• **EXERCISE DIRECTIONS**
Each entry below should be written out exactly as it is, with no pictures.

• **RAW DATA**
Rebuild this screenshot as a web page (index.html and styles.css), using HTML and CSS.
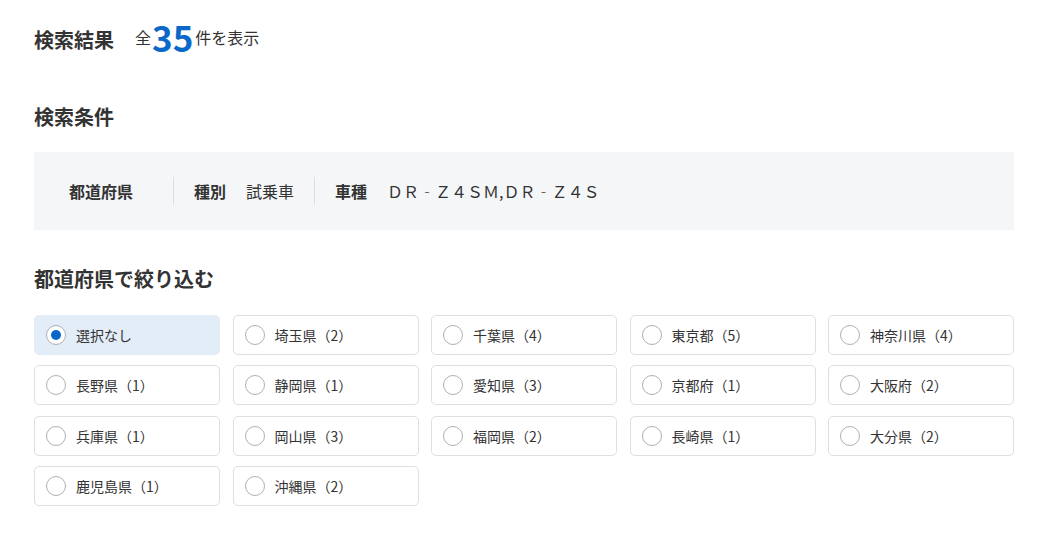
FILE: index.html
```html
<!DOCTYPE html>
<html lang="ja">
<head>
<meta charset="utf-8">
<title>検索結果</title>
<link rel="stylesheet" href="styles.css">
</head>
<body>
<div class="page">
  <div class="result-head">
    <h1 class="title">検索結果</h1>
    <div class="count"><span class="count-text">全</span><span class="count-num">35</span><span class="count-text">件を表示</span></div>
  </div>

  <h2 class="section-title cond-title">検索条件</h2>
  <div class="cond-box">
    <div class="cond-item"><span class="cond-label">都道府県</span><span class="cond-value"></span></div>
    <div class="cond-item"><span class="cond-label">種別</span><span class="cond-value">試乗車</span></div>
    <div class="cond-item"><span class="cond-label">車種</span><span class="cond-value">ＤＲ‐Ｚ４ＳＭ,ＤＲ‐Ｚ４Ｓ</span></div>
  </div>

  <h2 class="section-title filter-title">都道府県で絞り込む</h2>
  <div class="pref-grid">
    <label class="pref selected"><span class="radio on"></span><span class="pref-name">選択なし</span></label>
    <label class="pref"><span class="radio"></span><span class="pref-name">埼玉県（2）</span></label>
    <label class="pref"><span class="radio"></span><span class="pref-name">千葉県（4）</span></label>
    <label class="pref"><span class="radio"></span><span class="pref-name">東京都（5）</span></label>
    <label class="pref"><span class="radio"></span><span class="pref-name">神奈川県（4）</span></label>
    <label class="pref"><span class="radio"></span><span class="pref-name">長野県（1）</span></label>
    <label class="pref"><span class="radio"></span><span class="pref-name">静岡県（1）</span></label>
    <label class="pref"><span class="radio"></span><span class="pref-name">愛知県（3）</span></label>
    <label class="pref"><span class="radio"></span><span class="pref-name">京都府（1）</span></label>
    <label class="pref"><span class="radio"></span><span class="pref-name">大阪府（2）</span></label>
    <label class="pref"><span class="radio"></span><span class="pref-name">兵庫県（1）</span></label>
    <label class="pref"><span class="radio"></span><span class="pref-name">岡山県（3）</span></label>
    <label class="pref"><span class="radio"></span><span class="pref-name">福岡県（2）</span></label>
    <label class="pref"><span class="radio"></span><span class="pref-name">長崎県（1）</span></label>
    <label class="pref"><span class="radio"></span><span class="pref-name">大分県（2）</span></label>
    <label class="pref"><span class="radio"></span><span class="pref-name">鹿児島県（1）</span></label>
    <label class="pref"><span class="radio"></span><span class="pref-name">沖縄県（2）</span></label>
  </div>
</div>
</body>
</html>
```

FILE: styles.css
```css
* { box-sizing: border-box; }

body {
  margin: 0;
  background: #ffffff;
  color: #333333;
  font-family: "Noto Sans CJK JP", "Noto Sans", sans-serif;
}

.page {
  width: 980px;
  margin-left: 34px;
  padding-top: 19.5px;
}

.result-head {
  display: flex;
  align-items: center;
  height: 40px;
}

.title {
  margin: 0 21px 0 0;
  font-size: 20px;
  font-weight: 700;
  line-height: 30px;
}

.count {
  display: flex;
  align-items: center;
  margin-bottom: 6px;
}

.count-text {
  font-size: 16px;
  line-height: 24px;
}

.count-num {
  font-size: 35px;
  font-weight: 700;
  line-height: 34px;
  color: #0a68c8;
  margin: 0 2px 0 1px;
}

.section-title {
  margin: 0;
  font-size: 20px;
  font-weight: 700;
  line-height: 30px;
}

.cond-title {
  margin-top: 42px;
  margin-bottom: 20px;
}

.cond-box {
  display: flex;
  align-items: center;
  height: 78px;
  padding: 0 15px;
  background: #f5f6f8;
}

.cond-item {
  display: flex;
  align-items: center;
  gap: 20px;
  height: 28px;
  padding: 0 20px;
  font-size: 16px;
}

.cond-item + .cond-item {
  border-left: 1px solid #dcdee2;
}

.cond-label {
  font-weight: 700;
}

.cond-value {
  font-weight: 400;
}

.filter-title {
  margin-top: 34px;
  margin-bottom: 21px;
}

.pref-grid {
  display: grid;
  grid-template-columns: repeat(5, 1fr);
  column-gap: 12.5px;
  row-gap: 10.67px;
}

.pref {
  display: flex;
  align-items: center;
  height: 40px;
  padding-left: 11px;
  border: 1px solid #dddfe3;
  border-radius: 5px;
  background: #ffffff;
  font-size: 14px;
}

.pref.selected {
  background: #e3edf8;
  border-color: #e3edf8;
}

.radio {
  flex: none;
  position: relative;
  width: 20px;
  height: 20px;
  border: 1px solid #aeb0b3;
  border-radius: 50%;
  background: #ffffff;
  margin-right: 10px;
}

.radio.on::after {
  content: "";
  position: absolute;
  left: 4px;
  top: 4px;
  width: 10px;
  height: 10px;
  border-radius: 50%;
  background: #0a68c8;
}

.pref-name {
  line-height: 20px;
}
```
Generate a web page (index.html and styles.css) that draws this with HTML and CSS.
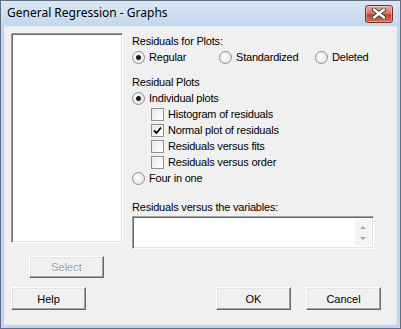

• **THE ANSWER**
Rebuild this screenshot as a web page (index.html and styles.css), using HTML and CSS.
FILE: index.html
```html
<!DOCTYPE html>
<html lang="ja">
<head>
<meta charset="utf-8">
<title>検索結果</title>
<link rel="stylesheet" href="styles.css">
</head>
<body>
<div class="page">
  <div class="result-head">
    <h1 class="title">検索結果</h1>
    <div class="count"><span class="count-text">全</span><span class="count-num">35</span><span class="count-text">件を表示</span></div>
  </div>

  <h2 class="section-title cond-title">検索条件</h2>
  <div class="cond-box">
    <div class="cond-item"><span class="cond-label">都道府県</span><span class="cond-value"></span></div>
    <div class="cond-item"><span class="cond-label">種別</span><span class="cond-value">試乗車</span></div>
    <div class="cond-item"><span class="cond-label">車種</span><span class="cond-value">ＤＲ‐Ｚ４ＳＭ,ＤＲ‐Ｚ４Ｓ</span></div>
  </div>

  <h2 class="section-title filter-title">都道府県で絞り込む</h2>
  <div class="pref-grid">
    <label class="pref selected"><span class="radio on"></span><span class="pref-name">選択なし</span></label>
    <label class="pref"><span class="radio"></span><span class="pref-name">埼玉県（2）</span></label>
    <label class="pref"><span class="radio"></span><span class="pref-name">千葉県（4）</span></label>
    <label class="pref"><span class="radio"></span><span class="pref-name">東京都（5）</span></label>
    <label class="pref"><span class="radio"></span><span class="pref-name">神奈川県（4）</span></label>
    <label class="pref"><span class="radio"></span><span class="pref-name">長野県（1）</span></label>
    <label class="pref"><span class="radio"></span><span class="pref-name">静岡県（1）</span></label>
    <label class="pref"><span class="radio"></span><span class="pref-name">愛知県（3）</span></label>
    <label class="pref"><span class="radio"></span><span class="pref-name">京都府（1）</span></label>
    <label class="pref"><span class="radio"></span><span class="pref-name">大阪府（2）</span></label>
    <label class="pref"><span class="radio"></span><span class="pref-name">兵庫県（1）</span></label>
    <label class="pref"><span class="radio"></span><span class="pref-name">岡山県（3）</span></label>
    <label class="pref"><span class="radio"></span><span class="pref-name">福岡県（2）</span></label>
    <label class="pref"><span class="radio"></span><span class="pref-name">長崎県（1）</span></label>
    <label class="pref"><span class="radio"></span><span class="pref-name">大分県（2）</span></label>
    <label class="pref"><span class="radio"></span><span class="pref-name">鹿児島県（1）</span></label>
    <label class="pref"><span class="radio"></span><span class="pref-name">沖縄県（2）</span></label>
  </div>
</div>
</body>
</html>
```

FILE: styles.css
```css
* { box-sizing: border-box; }

body {
  margin: 0;
  background: #ffffff;
  color: #333333;
  font-family: "Noto Sans CJK JP", "Noto Sans", sans-serif;
}

.page {
  width: 980px;
  margin-left: 34px;
  padding-top: 19.5px;
}

.result-head {
  display: flex;
  align-items: center;
  height: 40px;
}

.title {
  margin: 0 21px 0 0;
  font-size: 20px;
  font-weight: 700;
  line-height: 30px;
}

.count {
  display: flex;
  align-items: center;
  margin-bottom: 6px;
}

.count-text {
  font-size: 16px;
  line-height: 24px;
}

.count-num {
  font-size: 35px;
  font-weight: 700;
  line-height: 34px;
  color: #0a68c8;
  margin: 0 2px 0 1px;
}

.section-title {
  margin: 0;
  font-size: 20px;
  font-weight: 700;
  line-height: 30px;
}

.cond-title {
  margin-top: 42px;
  margin-bottom: 20px;
}

.cond-box {
  display: flex;
  align-items: center;
  height: 78px;
  padding: 0 15px;
  background: #f5f6f8;
}

.cond-item {
  display: flex;
  align-items: center;
  gap: 20px;
  height: 28px;
  padding: 0 20px;
  font-size: 16px;
}

.cond-item + .cond-item {
  border-left: 1px solid #dcdee2;
}

.cond-label {
  font-weight: 700;
}

.cond-value {
  font-weight: 400;
}

.filter-title {
  margin-top: 34px;
  margin-bottom: 21px;
}

.pref-grid {
  display: grid;
  grid-template-columns: repeat(5, 1fr);
  column-gap: 12.5px;
  row-gap: 10.67px;
}

.pref {
  display: flex;
  align-items: center;
  height: 40px;
  padding-left: 11px;
  border: 1px solid #dddfe3;
  border-radius: 5px;
  background: #ffffff;
  font-size: 14px;
}

.pref.selected {
  background: #e3edf8;
  border-color: #e3edf8;
}

.radio {
  flex: none;
  position: relative;
  width: 20px;
  height: 20px;
  border: 1px solid #aeb0b3;
  border-radius: 50%;
  background: #ffffff;
  margin-right: 10px;
}

.radio.on::after {
  content: "";
  position: absolute;
  left: 4px;
  top: 4px;
  width: 10px;
  height: 10px;
  border-radius: 50%;
  background: #0a68c8;
}

.pref-name {
  line-height: 20px;
}
```
Generate a web page (index.html and styles.css) that draws this with HTML and CSS.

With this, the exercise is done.